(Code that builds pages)
..........

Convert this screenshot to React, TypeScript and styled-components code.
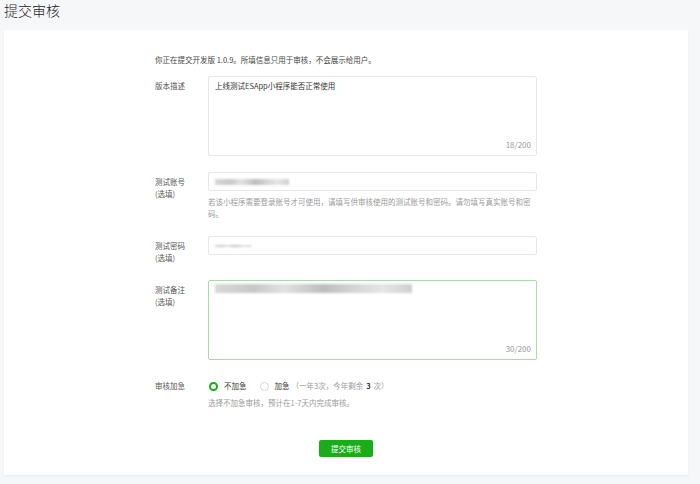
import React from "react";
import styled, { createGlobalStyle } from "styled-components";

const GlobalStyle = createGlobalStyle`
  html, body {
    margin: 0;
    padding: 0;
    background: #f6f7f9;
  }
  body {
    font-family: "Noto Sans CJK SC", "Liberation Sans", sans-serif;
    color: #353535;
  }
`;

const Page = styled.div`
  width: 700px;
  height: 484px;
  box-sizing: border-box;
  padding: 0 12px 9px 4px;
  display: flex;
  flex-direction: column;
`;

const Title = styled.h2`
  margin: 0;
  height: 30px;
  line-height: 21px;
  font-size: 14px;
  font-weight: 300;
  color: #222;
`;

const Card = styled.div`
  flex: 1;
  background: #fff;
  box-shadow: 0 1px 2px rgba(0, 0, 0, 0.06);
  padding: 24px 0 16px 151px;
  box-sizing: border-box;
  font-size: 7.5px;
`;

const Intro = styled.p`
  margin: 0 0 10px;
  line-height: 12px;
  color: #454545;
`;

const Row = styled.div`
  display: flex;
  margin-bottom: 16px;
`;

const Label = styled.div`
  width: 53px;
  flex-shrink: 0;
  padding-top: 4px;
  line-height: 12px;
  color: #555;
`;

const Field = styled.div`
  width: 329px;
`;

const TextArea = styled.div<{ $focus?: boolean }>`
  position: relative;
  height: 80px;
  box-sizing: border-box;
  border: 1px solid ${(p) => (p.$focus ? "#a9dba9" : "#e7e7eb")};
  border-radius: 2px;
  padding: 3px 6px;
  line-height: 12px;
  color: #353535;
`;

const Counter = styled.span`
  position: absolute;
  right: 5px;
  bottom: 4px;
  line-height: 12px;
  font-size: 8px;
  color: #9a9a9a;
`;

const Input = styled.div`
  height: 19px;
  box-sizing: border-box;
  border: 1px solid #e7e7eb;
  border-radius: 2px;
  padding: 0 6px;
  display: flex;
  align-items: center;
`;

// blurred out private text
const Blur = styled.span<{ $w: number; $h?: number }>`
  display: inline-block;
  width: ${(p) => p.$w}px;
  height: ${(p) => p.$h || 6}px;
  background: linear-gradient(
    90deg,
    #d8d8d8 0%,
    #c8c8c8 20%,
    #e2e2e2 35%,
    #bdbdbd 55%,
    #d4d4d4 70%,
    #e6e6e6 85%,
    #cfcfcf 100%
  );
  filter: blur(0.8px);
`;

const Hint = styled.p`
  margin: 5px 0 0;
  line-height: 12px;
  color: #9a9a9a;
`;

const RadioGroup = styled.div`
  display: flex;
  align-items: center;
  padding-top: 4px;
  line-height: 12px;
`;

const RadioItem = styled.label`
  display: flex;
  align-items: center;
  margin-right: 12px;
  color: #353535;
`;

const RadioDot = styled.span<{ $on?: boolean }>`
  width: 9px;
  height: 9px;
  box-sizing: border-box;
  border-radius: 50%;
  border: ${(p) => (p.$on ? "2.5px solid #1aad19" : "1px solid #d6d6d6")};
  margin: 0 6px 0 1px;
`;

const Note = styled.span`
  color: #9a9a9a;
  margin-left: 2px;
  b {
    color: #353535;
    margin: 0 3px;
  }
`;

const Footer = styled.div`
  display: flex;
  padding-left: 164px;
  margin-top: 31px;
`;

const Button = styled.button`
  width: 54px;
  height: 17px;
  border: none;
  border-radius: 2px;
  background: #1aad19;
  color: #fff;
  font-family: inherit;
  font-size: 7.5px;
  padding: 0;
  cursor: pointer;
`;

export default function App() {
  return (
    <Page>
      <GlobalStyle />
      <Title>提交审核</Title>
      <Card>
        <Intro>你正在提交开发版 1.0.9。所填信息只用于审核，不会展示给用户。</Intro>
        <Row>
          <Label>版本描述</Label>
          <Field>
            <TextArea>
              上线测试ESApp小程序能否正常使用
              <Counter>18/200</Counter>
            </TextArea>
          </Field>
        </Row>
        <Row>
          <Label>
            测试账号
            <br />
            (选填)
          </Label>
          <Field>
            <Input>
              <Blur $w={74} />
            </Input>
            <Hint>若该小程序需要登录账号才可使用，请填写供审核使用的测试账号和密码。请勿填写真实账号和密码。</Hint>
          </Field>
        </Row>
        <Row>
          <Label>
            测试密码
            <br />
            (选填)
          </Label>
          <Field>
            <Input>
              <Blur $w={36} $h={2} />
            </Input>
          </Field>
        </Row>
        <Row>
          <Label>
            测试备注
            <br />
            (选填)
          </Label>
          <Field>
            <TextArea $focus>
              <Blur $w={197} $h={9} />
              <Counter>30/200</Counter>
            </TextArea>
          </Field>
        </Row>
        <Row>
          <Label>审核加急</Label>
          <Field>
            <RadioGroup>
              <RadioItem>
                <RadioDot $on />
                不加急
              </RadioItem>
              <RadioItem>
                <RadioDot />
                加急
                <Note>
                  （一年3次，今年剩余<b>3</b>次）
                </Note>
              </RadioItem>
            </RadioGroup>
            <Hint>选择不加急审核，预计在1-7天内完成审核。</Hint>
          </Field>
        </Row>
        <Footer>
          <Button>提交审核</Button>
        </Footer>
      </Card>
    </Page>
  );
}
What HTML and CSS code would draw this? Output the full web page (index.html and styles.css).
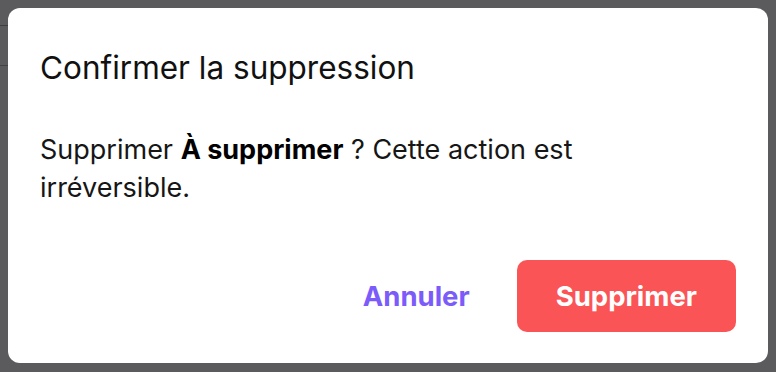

..........

## Task details
Write out the entries again, exactly as given, skipping any images.

## Answer to the problem
Convert this screenshot to React, TypeScript and styled-components code.
import React from "react";
import styled, { createGlobalStyle } from "styled-components";

const GlobalStyle = createGlobalStyle`
  html, body {
    margin: 0;
    padding: 0;
    background: #f6f7f9;
  }
  body {
    font-family: "Noto Sans CJK SC", "Liberation Sans", sans-serif;
    color: #353535;
  }
`;

const Page = styled.div`
  width: 700px;
  height: 484px;
  box-sizing: border-box;
  padding: 0 12px 9px 4px;
  display: flex;
  flex-direction: column;
`;

const Title = styled.h2`
  margin: 0;
  height: 30px;
  line-height: 21px;
  font-size: 14px;
  font-weight: 300;
  color: #222;
`;

const Card = styled.div`
  flex: 1;
  background: #fff;
  box-shadow: 0 1px 2px rgba(0, 0, 0, 0.06);
  padding: 24px 0 16px 151px;
  box-sizing: border-box;
  font-size: 7.5px;
`;

const Intro = styled.p`
  margin: 0 0 10px;
  line-height: 12px;
  color: #454545;
`;

const Row = styled.div`
  display: flex;
  margin-bottom: 16px;
`;

const Label = styled.div`
  width: 53px;
  flex-shrink: 0;
  padding-top: 4px;
  line-height: 12px;
  color: #555;
`;

const Field = styled.div`
  width: 329px;
`;

const TextArea = styled.div<{ $focus?: boolean }>`
  position: relative;
  height: 80px;
  box-sizing: border-box;
  border: 1px solid ${(p) => (p.$focus ? "#a9dba9" : "#e7e7eb")};
  border-radius: 2px;
  padding: 3px 6px;
  line-height: 12px;
  color: #353535;
`;

const Counter = styled.span`
  position: absolute;
  right: 5px;
  bottom: 4px;
  line-height: 12px;
  font-size: 8px;
  color: #9a9a9a;
`;

const Input = styled.div`
  height: 19px;
  box-sizing: border-box;
  border: 1px solid #e7e7eb;
  border-radius: 2px;
  padding: 0 6px;
  display: flex;
  align-items: center;
`;

// blurred out private text
const Blur = styled.span<{ $w: number; $h?: number }>`
  display: inline-block;
  width: ${(p) => p.$w}px;
  height: ${(p) => p.$h || 6}px;
  background: linear-gradient(
    90deg,
    #d8d8d8 0%,
    #c8c8c8 20%,
    #e2e2e2 35%,
    #bdbdbd 55%,
    #d4d4d4 70%,
    #e6e6e6 85%,
    #cfcfcf 100%
  );
  filter: blur(0.8px);
`;

const Hint = styled.p`
  margin: 5px 0 0;
  line-height: 12px;
  color: #9a9a9a;
`;

const RadioGroup = styled.div`
  display: flex;
  align-items: center;
  padding-top: 4px;
  line-height: 12px;
`;

const RadioItem = styled.label`
  display: flex;
  align-items: center;
  margin-right: 12px;
  color: #353535;
`;

const RadioDot = styled.span<{ $on?: boolean }>`
  width: 9px;
  height: 9px;
  box-sizing: border-box;
  border-radius: 50%;
  border: ${(p) => (p.$on ? "2.5px solid #1aad19" : "1px solid #d6d6d6")};
  margin: 0 6px 0 1px;
`;

const Note = styled.span`
  color: #9a9a9a;
  margin-left: 2px;
  b {
    color: #353535;
    margin: 0 3px;
  }
`;

const Footer = styled.div`
  display: flex;
  padding-left: 164px;
  margin-top: 31px;
`;

const Button = styled.button`
  width: 54px;
  height: 17px;
  border: none;
  border-radius: 2px;
  background: #1aad19;
  color: #fff;
  font-family: inherit;
  font-size: 7.5px;
  padding: 0;
  cursor: pointer;
`;

export default function App() {
  return (
    <Page>
      <GlobalStyle />
      <Title>提交审核</Title>
      <Card>
        <Intro>你正在提交开发版 1.0.9。所填信息只用于审核，不会展示给用户。</Intro>
        <Row>
          <Label>版本描述</Label>
          <Field>
            <TextArea>
              上线测试ESApp小程序能否正常使用
              <Counter>18/200</Counter>
            </TextArea>
          </Field>
        </Row>
        <Row>
          <Label>
            测试账号
            <br />
            (选填)
          </Label>
          <Field>
            <Input>
              <Blur $w={74} />
            </Input>
            <Hint>若该小程序需要登录账号才可使用，请填写供审核使用的测试账号和密码。请勿填写真实账号和密码。</Hint>
          </Field>
        </Row>
        <Row>
          <Label>
            测试密码
            <br />
            (选填)
          </Label>
          <Field>
            <Input>
              <Blur $w={36} $h={2} />
            </Input>
          </Field>
        </Row>
        <Row>
          <Label>
            测试备注
            <br />
            (选填)
          </Label>
          <Field>
            <TextArea $focus>
              <Blur $w={197} $h={9} />
              <Counter>30/200</Counter>
            </TextArea>
          </Field>
        </Row>
        <Row>
          <Label>审核加急</Label>
          <Field>
            <RadioGroup>
              <RadioItem>
                <RadioDot $on />
                不加急
              </RadioItem>
              <RadioItem>
                <RadioDot />
                加急
                <Note>
                  （一年3次，今年剩余<b>3</b>次）
                </Note>
              </RadioItem>
            </RadioGroup>
            <Hint>选择不加急审核，预计在1-7天内完成审核。</Hint>
          </Field>
        </Row>
        <Footer>
          <Button>提交审核</Button>
        </Footer>
      </Card>
    </Page>
  );
}
What HTML and CSS code would draw this? Output the full web page (index.html and styles.css).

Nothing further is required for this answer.